Augustine Wetta is a Benedictine monk. He has two degrees in Theology from Oxford University, a BA in Ancient Mediterranean Civilizations from Rice University, and an MA in English from Middlebury College. For twenty years, he has taught English, Classics, and Theology at the Priory School, in Saint Louis, Missouri, where he also coaches rugby and serves as Director of Chaplaincy.
Although most of his writing has been for religious publications, he has read one of his short stories on NPR’s All Things Considered and published other essays and poems in America, The Tidelines Anthology, and On Human Flourishing: An Anthology of Poetry (McFarland).
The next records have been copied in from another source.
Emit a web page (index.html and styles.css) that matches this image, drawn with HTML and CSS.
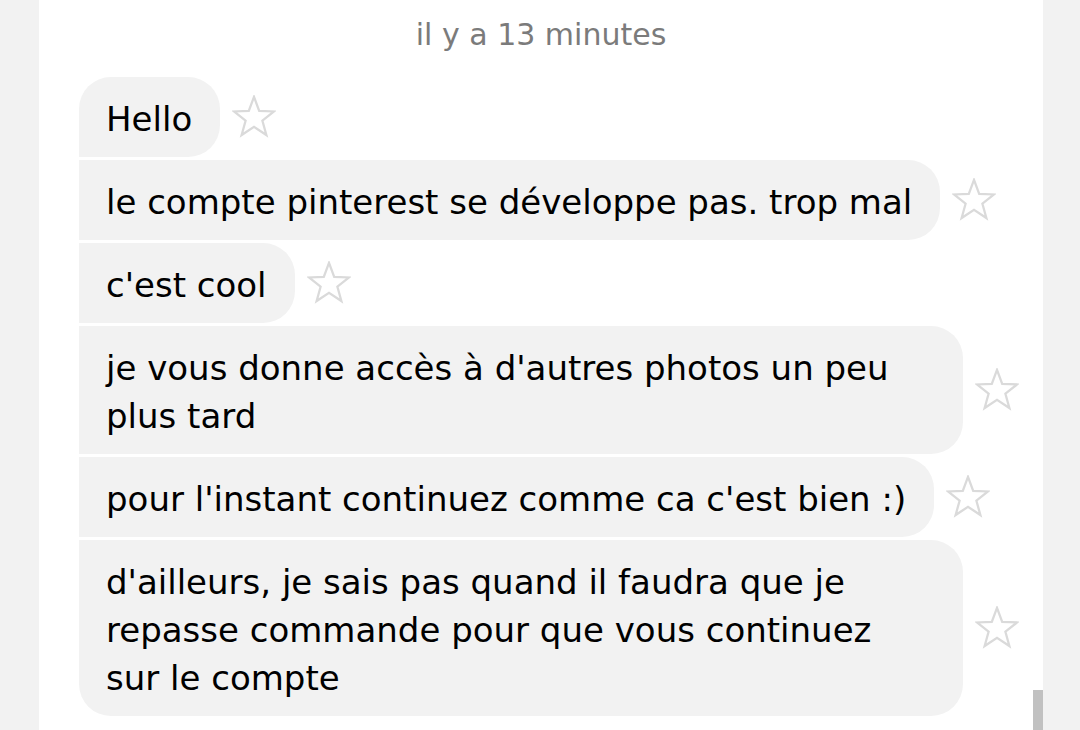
FILE: index.html
```html
<!DOCTYPE html>
<html lang="fr">
<head>
  <meta charset="UTF-8">
  <meta name="viewport" content="width=device-width, initial-scale=1.0">
  <title>Messages</title>
  <link rel="stylesheet" href="styles.css">
</head>
<body>
  <div class="chat">
    <div class="time">il y a 13 minutes</div>

    <div class="messages">
      <div class="msg">
        <div class="bubble first">Hello</div>
        <svg class="star" viewBox="-1 -1 46 44"><polygon points="22,0 27.43,14.52 42.92,15.2 30.79,24.86 34.93,39.8 22,31.24 9.07,39.8 13.21,24.86 1.08,15.2 16.57,14.52"/></svg>
      </div>
      <div class="msg">
        <div class="bubble">le compte pinterest se développe pas. trop mal</div>
        <svg class="star" viewBox="-1 -1 46 44"><polygon points="22,0 27.43,14.52 42.92,15.2 30.79,24.86 34.93,39.8 22,31.24 9.07,39.8 13.21,24.86 1.08,15.2 16.57,14.52"/></svg>
      </div>
      <div class="msg">
        <div class="bubble">c'est cool</div>
        <svg class="star" viewBox="-1 -1 46 44"><polygon points="22,0 27.43,14.52 42.92,15.2 30.79,24.86 34.93,39.8 22,31.24 9.07,39.8 13.21,24.86 1.08,15.2 16.57,14.52"/></svg>
      </div>
      <div class="msg">
        <div class="bubble">je vous donne accès à d'autres photos un peu plus tard</div>
        <svg class="star" viewBox="-1 -1 46 44"><polygon points="22,0 27.43,14.52 42.92,15.2 30.79,24.86 34.93,39.8 22,31.24 9.07,39.8 13.21,24.86 1.08,15.2 16.57,14.52"/></svg>
      </div>
      <div class="msg">
        <div class="bubble">pour l'instant continuez comme ca c'est bien :)</div>
        <svg class="star" viewBox="-1 -1 46 44"><polygon points="22,0 27.43,14.52 42.92,15.2 30.79,24.86 34.93,39.8 22,31.24 9.07,39.8 13.21,24.86 1.08,15.2 16.57,14.52"/></svg>
      </div>
      <div class="msg">
        <div class="bubble last">d'ailleurs, je sais pas quand il faudra que je repasse commande pour que vous continuez<br>sur le compte</div>
        <svg class="star" viewBox="-1 -1 46 44"><polygon points="22,0 27.43,14.52 42.92,15.2 30.79,24.86 34.93,39.8 22,31.24 9.07,39.8 13.21,24.86 1.08,15.2 16.57,14.52"/></svg>
      </div>
    </div>

    <div class="scroll-thumb"></div>
  </div>
</body>
</html>
```
FILE: styles.css
```css
body {
  margin: 0;
  background-color: #f2f2f2;
  font-family: 'DejaVu Sans', sans-serif;
  color: #000;
}
.chat {
  position: relative;
  width: 1004px;
  min-height: 100vh;
  margin-left: 39px;
  background-color: #fff;
  box-sizing: border-box;
  padding-bottom: 14px;
}
.time {
  padding-top: 14px;
  margin-bottom: 21px;
  line-height: 42px;
  font-size: 30px;
  text-align: center;
  color: #7b7b7b;
}
.messages {
  display: flex;
  flex-direction: column;
  gap: 3px;
  padding-left: 40px;
}
.msg {
  display: flex;
  align-items: center;
  gap: 12px;
}
.bubble {
  max-width: 884px;
  box-sizing: border-box;
  padding: 18px 28px 14px 27px;
  background-color: #f2f2f2;
  border-radius: 0 32px 32px 0;
  font-size: 34px;
  line-height: 48px;
}
.bubble.first {
  border-top-left-radius: 32px;
}
.bubble.last {
  border-bottom-left-radius: 32px;
}
.star {
  flex-shrink: 0;
  width: 44px;
  height: 44px;
  fill: none;
  stroke: #dadada;
  stroke-width: 2.4;
}
.scroll-thumb {
  position: absolute;
  right: 0;
  bottom: 0;
  width: 10px;
  height: 40px;
  background-color: #c1c1c1;
}
```
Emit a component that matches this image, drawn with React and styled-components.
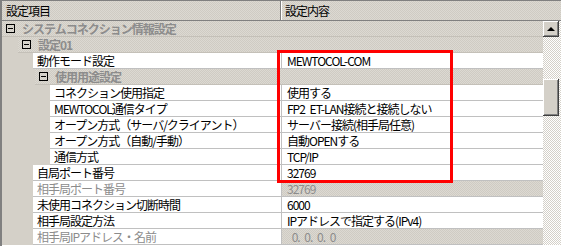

In 2014, he was awarded the Judson Jerome Poetry Scholarship and the Bill Baker Award for Fiction at the Antioch Writers Workshop (the first author in the history of the conference to win both). In 2015, he was awarded the Taliaferro Scholarship for Memoir Writers at the San Francisco Writers Conference, where he was also a finalist for the Emerging Writer Award.
Current projects include: THE EIGHTH ARROW, a fantasy prison break set in Dante’s Inferno, SAVING GRACE, an illustrated children’s book about a three-legged turtle, BenedicTEEN, a guide to the Rule of Saint Benedict for kids (also an award-winning blog), and HIS WIDE MOUTH HOME, a collection of short stories.
Augustine was born in Baton Rouge, Louisiana in 1971, but grew up in Galveston, Texas. Here he learned to surf and developed an enormous ego as a lifeguard on the Galveston Sheriff Department Beach Patrol. During this time, he also worked as a professional juggler (“The Flying Fettuccinne Brothers”) and as an archaeologist (at the Agora in Athens). He remains an avid surfer. In fact, if you Google “surfing monk” his is the first name that comes up—along with a news report about how he was nearly eaten by a shark.